╭─ EXTRACTED MATERIAL

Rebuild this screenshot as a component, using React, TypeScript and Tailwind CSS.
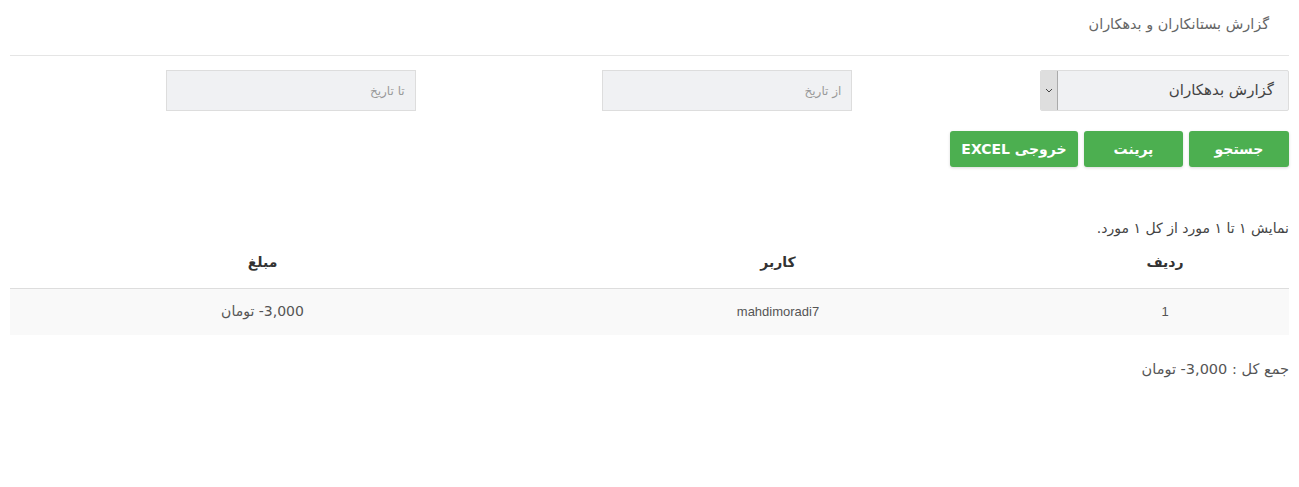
const fa = "font-['DejaVu_Sans','Noto_Sans',sans-serif]";

const rows = [{ id: "1", user: "mahdimoradi7", amount: "3,000- تومان" }];

export default function App() {
  return (
    <div dir="rtl" className={`min-h-[487px] bg-white px-[10px] text-[#555] ${fa}`}>
      <div className="px-[20px] pt-[14px] pb-[21px] text-[14.4px] leading-[20px] text-[#666]">
        گزارش بستانکاران و بدهکاران
      </div>
      <div className="border-t border-[#e5e5e5]" />

      <div className="mt-[14px] grid grid-cols-3 gap-x-[31px]">
        <div className="flex h-[41px] w-[249px] overflow-hidden rounded-[2px] border border-[#ddd] bg-[#f0f1f3]">
          <div className="flex flex-1 items-center pr-[14px] text-[15px] text-[#444]">گزارش بدهکاران</div>
          <div className="flex w-[17px] items-center justify-center border-r border-[#aaa] bg-[#dedede]">
            <svg width="8" height="5" viewBox="0 0 8 5">
              <path d="M1 1l3 3 3-3" fill="none" stroke="#444" strokeWidth="1" />
            </svg>
          </div>
        </div>
        <div className="flex h-[41px] w-[250px] items-center border border-[#ddd] bg-[#f0f1f3] pr-[10px] text-[12px] text-[#999]">
          از تاریخ
        </div>
        <div className="flex h-[41px] w-[250px] items-center border border-[#ddd] bg-[#f0f1f3] pr-[10px] text-[12px] text-[#999]">
          تا تاریخ
        </div>
      </div>

      <div className="mt-[20px] flex gap-[6px]">
        {[
          ["جستجو", "w-[100px]"],
          ["پرینت", "w-[99px]"],
          ["خروجی EXCEL", "w-[128px]"],
        ].map(([label, w]) => (
          <button
            key={label}
            className={`${w} h-[36px] rounded-[3px] bg-[#4caf50] text-[14px] font-bold text-white shadow-[0_1px_3px_rgba(0,0,0,0.15)]`}
          >
            {label}
          </button>
        ))}
      </div>

      <div className="mt-[51px] text-[14px] leading-[20px] text-[#444]">نمایش ۱ تا ۱ مورد از کل ۱ مورد.</div>

      <table className="w-full border-collapse text-[13px]">
        <thead>
          <tr className="border-b border-[#ddd] text-[14px] font-bold text-[#333]">
            <th className="h-[50px] w-[248px] text-center align-middle">ردیف</th>
            <th className="w-[526px] text-center">کاربر</th>
            <th className="text-center">مبلغ</th>
          </tr>
        </thead>
        <tbody>
          {rows.map((r) => (
            <tr key={r.id} className="bg-[#f9f9f9] text-[#555]">
              <td className="h-[47px] text-center font-['Liberation_Sans',sans-serif]">{r.id}</td>
              <td className="text-center font-['Liberation_Sans',sans-serif]">{r.user}</td>
              <td className="text-center text-[14px]">{r.amount}</td>
            </tr>
          ))}
        </tbody>
      </table>

      <div className="mt-[24px] text-[14.5px] leading-[20px] text-[#555]">جمع کل : 3,000- تومان</div>
    </div>
  );
}
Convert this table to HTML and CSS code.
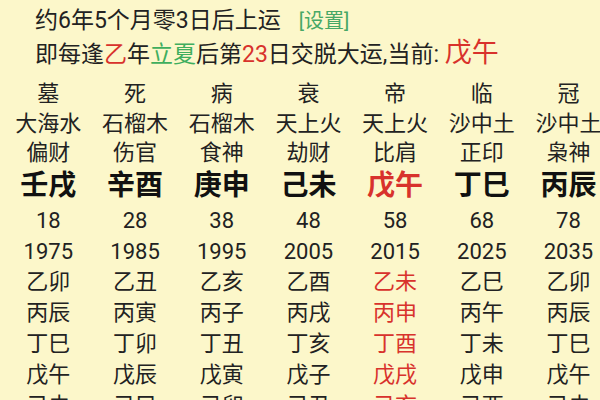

╰─

**STATED PROBLEM:** Return the material exactly as given, apart from the pictures.

**FULL SOLUTION:**
Rebuild this screenshot as a component, using React, TypeScript and Tailwind CSS.
const fa = "font-['DejaVu_Sans','Noto_Sans',sans-serif]";

const rows = [{ id: "1", user: "mahdimoradi7", amount: "3,000- تومان" }];

export default function App() {
  return (
    <div dir="rtl" className={`min-h-[487px] bg-white px-[10px] text-[#555] ${fa}`}>
      <div className="px-[20px] pt-[14px] pb-[21px] text-[14.4px] leading-[20px] text-[#666]">
        گزارش بستانکاران و بدهکاران
      </div>
      <div className="border-t border-[#e5e5e5]" />

      <div className="mt-[14px] grid grid-cols-3 gap-x-[31px]">
        <div className="flex h-[41px] w-[249px] overflow-hidden rounded-[2px] border border-[#ddd] bg-[#f0f1f3]">
          <div className="flex flex-1 items-center pr-[14px] text-[15px] text-[#444]">گزارش بدهکاران</div>
          <div className="flex w-[17px] items-center justify-center border-r border-[#aaa] bg-[#dedede]">
            <svg width="8" height="5" viewBox="0 0 8 5">
              <path d="M1 1l3 3 3-3" fill="none" stroke="#444" strokeWidth="1" />
            </svg>
          </div>
        </div>
        <div className="flex h-[41px] w-[250px] items-center border border-[#ddd] bg-[#f0f1f3] pr-[10px] text-[12px] text-[#999]">
          از تاریخ
        </div>
        <div className="flex h-[41px] w-[250px] items-center border border-[#ddd] bg-[#f0f1f3] pr-[10px] text-[12px] text-[#999]">
          تا تاریخ
        </div>
      </div>

      <div className="mt-[20px] flex gap-[6px]">
        {[
          ["جستجو", "w-[100px]"],
          ["پرینت", "w-[99px]"],
          ["خروجی EXCEL", "w-[128px]"],
        ].map(([label, w]) => (
          <button
            key={label}
            className={`${w} h-[36px] rounded-[3px] bg-[#4caf50] text-[14px] font-bold text-white shadow-[0_1px_3px_rgba(0,0,0,0.15)]`}
          >
            {label}
          </button>
        ))}
      </div>

      <div className="mt-[51px] text-[14px] leading-[20px] text-[#444]">نمایش ۱ تا ۱ مورد از کل ۱ مورد.</div>

      <table className="w-full border-collapse text-[13px]">
        <thead>
          <tr className="border-b border-[#ddd] text-[14px] font-bold text-[#333]">
            <th className="h-[50px] w-[248px] text-center align-middle">ردیف</th>
            <th className="w-[526px] text-center">کاربر</th>
            <th className="text-center">مبلغ</th>
          </tr>
        </thead>
        <tbody>
          {rows.map((r) => (
            <tr key={r.id} className="bg-[#f9f9f9] text-[#555]">
              <td className="h-[47px] text-center font-['Liberation_Sans',sans-serif]">{r.id}</td>
              <td className="text-center font-['Liberation_Sans',sans-serif]">{r.user}</td>
              <td className="text-center text-[14px]">{r.amount}</td>
            </tr>
          ))}
        </tbody>
      </table>

      <div className="mt-[24px] text-[14.5px] leading-[20px] text-[#555]">جمع کل : 3,000- تومان</div>
    </div>
  );
}
Convert this table to HTML and CSS code.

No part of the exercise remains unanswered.